- [Brief]:
Identify the lines that contain the string "React" and report only how many there are.

- [Data extract]:
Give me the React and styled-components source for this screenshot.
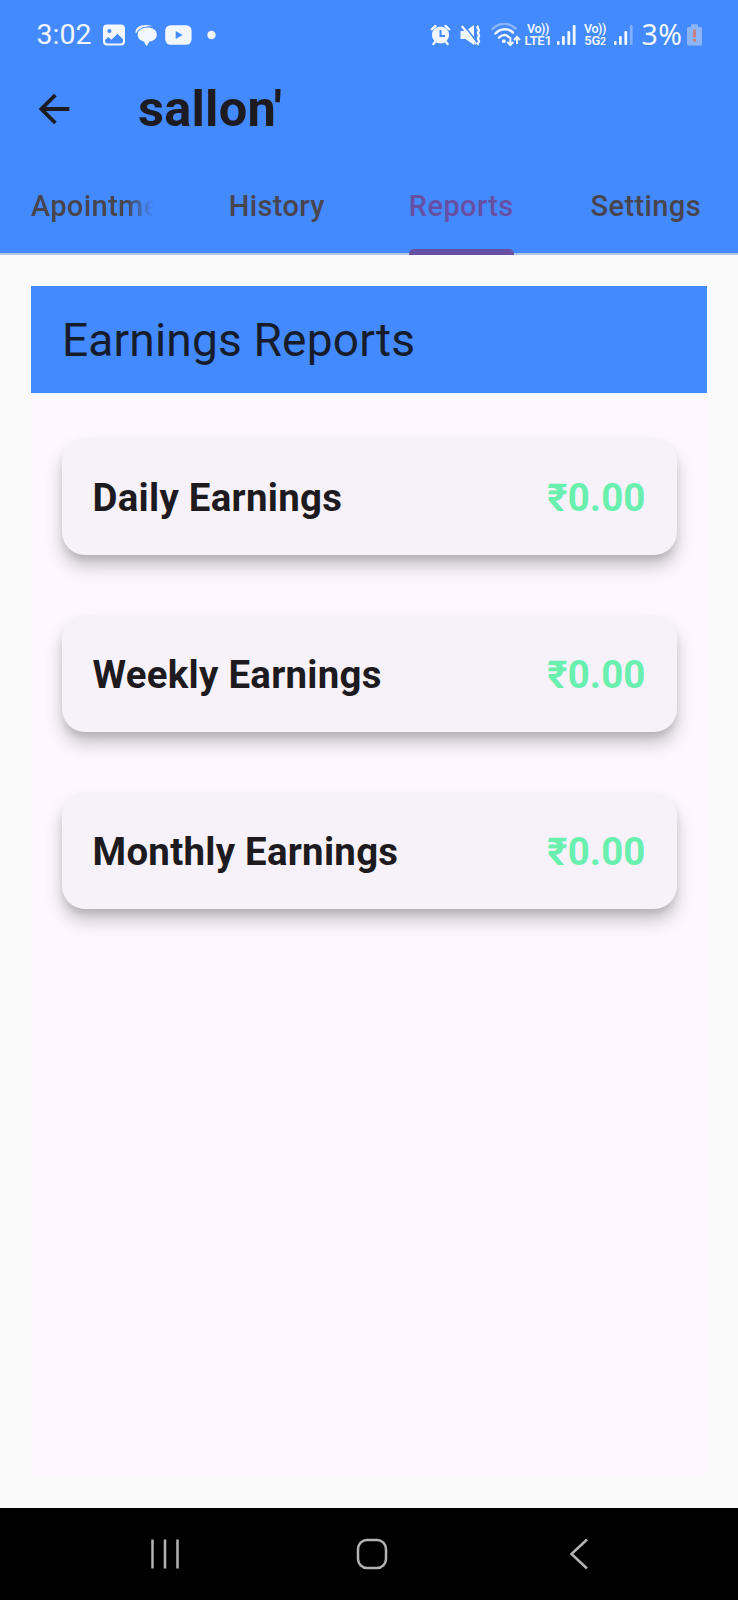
import React from "react";
import styled, { createGlobalStyle } from "styled-components";

const GlobalStyle = createGlobalStyle`
  * { box-sizing: border-box; }
  body { margin: 0; background: #fafafa; font-family: Roboto, "Noto Sans", sans-serif; color: #1d1b20; }
`;

const Screen = styled.div`
  width: 738px;
  height: 1600px;
  display: flex;
  flex-direction: column;
  background: #fafafa;
  overflow: hidden;
`;

const Header = styled.header`
  height: 255px;
  flex: none;
  display: flex;
  flex-direction: column;
  background: #448aff;
  border-bottom: 2px solid #b3c3ea;
`;

const StatusBar = styled.div`
  height: 56px;
  flex: none;
  padding: 13px 36.5px 0 36.5px;
  display: flex;
  justify-content: space-between;
  color: #f2f7ff;
`;

const StatusGroup = styled.div`
  display: flex;
  align-items: center;
  height: 43px;
`;

const Clock = styled.span`
  width: 66.5px;
  font-size: 28.5px;
  line-height: 43px;
  white-space: nowrap;
`;

const BatteryLevel = styled.span`
  width: 45px;
  margin-left: 9px;
  font-family: "Noto Sans", sans-serif;
  font-size: 28.5px;
  line-height: 41px;
  letter-spacing: 0.4px;
  white-space: nowrap;
`;

const StatusIcon = styled.svg`
  display: block;
  flex: none;
  height: 24px;
  width: ${(p) => p.$width}px;
  margin-left: ${(p) => p.$gap}px;
  fill: currentColor;
`;

const Network = styled.div`
  display: flex;
  flex-direction: column;
  align-items: center;
  flex: none;
  width: ${(p) => p.$width}px;
  margin-left: ${(p) => p.$gap}px;
  padding-top: 1px;
  font-weight: 600;
  font-size: 12.5px;
  line-height: 12px;
  letter-spacing: -0.4px;
  white-space: nowrap;
`;

const NetworkName = styled.span`
  font-size: 13px;
  letter-spacing: -0.3px;
`;

const Small = styled.span`
  font-size: 10.5px;
`;

const AppBar = styled.div`
  height: 106px;
  flex: none;
  display: flex;
  align-items: center;
  padding-left: 31px;
`;

const BackIcon = styled.svg`
  width: 46px;
  height: 46px;
  margin-right: 61px;
  fill: #1d1b20;
`;

const Title = styled.h1`
  margin: 0 0 1px;
  font-size: 50.5px;
  line-height: 60px;
  font-weight: 700;
  letter-spacing: 0.25px;
`;

const Tabs = styled.nav`
  flex: 1;
  display: grid;
  grid-template-columns: repeat(4, 1fr);
  margin-bottom: -2px;
`;

const Tab = styled.div`
  padding: 0 30.75px;
  display: flex;
  flex-direction: column;
  align-items: center;
  justify-content: space-between;
  min-width: 0;
  color: ${(p) => (p.$active ? "#6750a4" : "#49454f")};
`;

const TabLabel = styled.span`
  padding-top: 26px;
  font-size: 29px;
  line-height: 37px;
  font-weight: 500;
  letter-spacing: 0.4px;
  white-space: nowrap;
  max-width: 100%;
  overflow: hidden;
  ${(p) => p.$fade && "mask-image: linear-gradient(to right, #000 78%, transparent 100%);"}
`;

const Indicator = styled.div`
  width: 105px;
  height: 6px;
  border-radius: 5px 5px 0 0;
  background: #6750a4;
`;

const Content = styled.main`
  flex: 1;
  padding: 31px 31px 33px;
  display: flex;
`;

const Panel = styled.section`
  flex: 1;
  background: #fef7ff;
`;

const PanelTitle = styled.h2`
  margin: 0;
  height: 107px;
  padding-left: 31px;
  background: #448aff;
  color: #161c2b;
  font-size: 46.1px;
  font-weight: 400;
  line-height: 108px;
  letter-spacing: 0.16px;
`;

const CardList = styled.div`
  padding: 45px 30.5px 0;
  display: flex;
  flex-direction: column;
  gap: 60px;
`;

const Card = styled.div`
  height: 117px;
  padding: 2px 31px 0;
  display: flex;
  align-items: center;
  justify-content: space-between;
  border-radius: 23px;
  background: #f7f2fa;
  font-size: 38.4px;
  font-weight: 700;
  box-shadow: 0 12px 18px rgba(0, 0, 0, 0.2), 0 6px 8px -2px rgba(0, 0, 0, 0.14);
`;

const CardLabel = styled.span`
  letter-spacing: 0.28px;
`;

const Amount = styled.span`
  letter-spacing: 0.15px;
  color: #69f0ae;
`;

const NavBar = styled.footer`
  height: 92px;
  flex: none;
  padding: 0 55.5px 0 61.5px;
  display: grid;
  grid-template-columns: repeat(3, 1fr);
  align-items: center;
  justify-items: center;
  background: #000;
`;

const NavIcon = styled.svg`
  width: 34px;
  height: 34px;
  fill: none;
  stroke: #b4b4b4;
  stroke-width: 2.5;
`;

const Signal = ({ gap, weak }) => (
  <StatusIcon $width={19} $gap={gap} viewBox="0 0 19 24">
    <rect x="0" y="18" width="2.6" height="4" rx="1" />
    <rect x="5" y="13" width="2.8" height="9" rx="1" />
    <rect x="10.4" y="8" width="2.8" height="14" rx="1" />
    <rect x="15.8" y="2" width="2.8" height="20" rx="1" opacity={weak ? 0.35 : 1} />
  </StatusIcon>
);

const earnings = ["Daily Earnings", "Weekly Earnings", "Monthly Earnings"];

export default function App() {
  return (
    <Screen>
      <GlobalStyle />
      <Header>
        <StatusBar>
          <StatusGroup>
            <Clock>3:02</Clock>
            <StatusIcon $width={22} $gap={0} viewBox="0 0 22 24">
              <path fillRule="evenodd" d="M4 1.5h14a4 4 0 0 1 4 4v13a4 4 0 0 1-4 4H4a4 4 0 0 1-4-4v-13a4 4 0 0 1 4-4ZM6.4 6.1a2 2 0 1 0 0 4 2 2 0 0 0 0-4ZM2 17.5c0 2 1 3 3 3h12c2 0 3-1 3-3v-1.2l-5.5-5.6-6.1 6-3-2.8L2 17Z" />
            </StatusIcon>
            <StatusIcon $width={22} $gap={9.5} viewBox="0 0 22 24">
              <path d="M12.3 4.600c5.400 0 9.500 2.700 9.500 6.900 0 3.900-2.900 6.400-7.200 7.100-.9 1-2 2.800-2.700 4.500-1.500-1.300-2.300-2.800-2.700-4.600-3.900-.8-6.500-3.100-6.500-7 0-4.100 4.200-6.900 9.600-6.900Z" />
              <path d="M.7 10.500C-.5 5.500 4.500 1.500 11.500 2c2.500.1 4.400.6 6 1.300C10 2.700 4 4.700 1.600 9.500Z" />
            </StatusIcon>
            <StatusIcon $width={27} $gap={8} viewBox="0 0 27 24">
              <rect x="0.2" y="2.2" width="26.4" height="19.6" rx="5.5" />
              <path d="M10.700 8v8l7-4Z" fill="#448aff" />
            </StatusIcon>
            <StatusIcon $width={9} $gap={15} viewBox="0 0 9 24">
              <circle cx="4.5" cy="12" r="4.2" />
            </StatusIcon>
          </StatusGroup>
          <StatusGroup>
            <StatusIcon $width={21} $gap={0} viewBox="0 0 21 24">
              <circle cx="10.5" cy="12" r="8.6" />
              <path d="M1.8 6.3 5.5 3M19.2 6.3 15.5 3M5 19l-1.6 2M16 19l1.6 2" stroke="currentColor" strokeWidth="2.4" strokeLinecap="round" />
              <path d="M10.5 7v6H15" stroke="#448aff" strokeWidth="2" fill="none" />
            </StatusIcon>
            <StatusIcon $width={21} $gap={9.5} viewBox="0 0 21 24">
              <path d="M.5 8h5L14 2v20l-8.5-6h-5Z" />
              <path d="M18.5 3c-3 2 2 3.500 0 5.500s2 3.500 0 5.500 2 3.500 0 5.500-.5 2-1 2.500" fill="none" stroke="currentColor" strokeWidth="2.4" />
              <path d="M4 2.500 17 19" stroke="#448aff" strokeWidth="1.6" />
              <path d="M1.800 3 16 21" stroke="currentColor" strokeWidth="2.2" />
            </StatusIcon>
            <StatusIcon $width={30} $gap={9.5} viewBox="0 0 30 24">
              <g fill="none" stroke="currentColor" strokeWidth="2.5" strokeLinecap="round">
                <path d="M1.5 6C8-.8 18-.8 24.5 5.5" opacity=".4" />
                <path d="M4.5 10.500c5-5.500 13-5.500 17.500-1" />
                <path d="M8 14.700c3-3.300 7-3.300 9.500-.8" />
              </g>
              <circle cx="12.8" cy="18.2" r="1.9" />
              <path d="M19.3 14v8m-3-3 3 3 3-3M26 21v-7m-3 3 3-3 3 3" fill="none" stroke="currentColor" strokeWidth="2" />
            </StatusIcon>
            <Network $width={28} $gap={3.5}>
              <span>Vo))</span>
              <NetworkName>LTE1</NetworkName>
            </Network>
            <Signal gap={5} />
            <Network $width={24} $gap={7}>
              <span>Vo))</span>
              <NetworkName>5G<Small>2</Small></NetworkName>
            </Network>
            <Signal gap={6.5} weak />
            <BatteryLevel>3%</BatteryLevel>
            <StatusIcon $width={15} $gap={0} viewBox="0 0 15 24">
              <path d="M1.5 4H4V2q0-.7.7-.7h5.6Q11 1.300 11 2v2h2.500Q15 4 15 5.500V21q0 1.500-1.500 1.500h-12Q0 22.500 0 21V5.500Q0 4 1.500 4Z" fill="#8cb5f8" />
              <path d="M6.1 6.500h2.800v8H6.100Zm0 9.500h2.800v2.700H6.100Z" fill="#c97f7c" />
            </StatusIcon>
          </StatusGroup>
        </StatusBar>
        <AppBar>
          <BackIcon viewBox="0 0 24 24">
            <path d="M20 11H7.83l5.590-5.590L12 4l-8 8 8 8 1.410-1.410L7.830 13H20v-2z" />
          </BackIcon>
          <Title>sallon'</Title>
        </AppBar>
        <Tabs>
          <Tab><TabLabel $fade>Apointments</TabLabel></Tab>
          <Tab><TabLabel>History</TabLabel></Tab>
          <Tab $active><TabLabel>Reports</TabLabel><Indicator /></Tab>
          <Tab><TabLabel>Settings</TabLabel></Tab>
        </Tabs>
      </Header>
      <Content>
        <Panel>
          <PanelTitle>Earnings Reports</PanelTitle>
          <CardList>
            {earnings.map((label) => (
              <Card key={label}>
                <CardLabel>{label}</CardLabel>
                <Amount>₹0.00</Amount>
              </Card>
            ))}
          </CardList>
        </Panel>
      </Content>
      <NavBar>
        <NavIcon viewBox="0 0 34 34"><path d="M4.5 2.500v29M17 2.500v29M29.500 2.500v29" /></NavIcon>
        <NavIcon viewBox="0 0 34 34"><rect x="3" y="3" width="28" height="28" rx="9" /></NavIcon>
        <NavIcon viewBox="0 0 34 34"><path d="M25 2.500 9.500 17 25 31.500" /></NavIcon>
      </NavBar>
    </Screen>
  );
}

- [Result of the exercise]:
2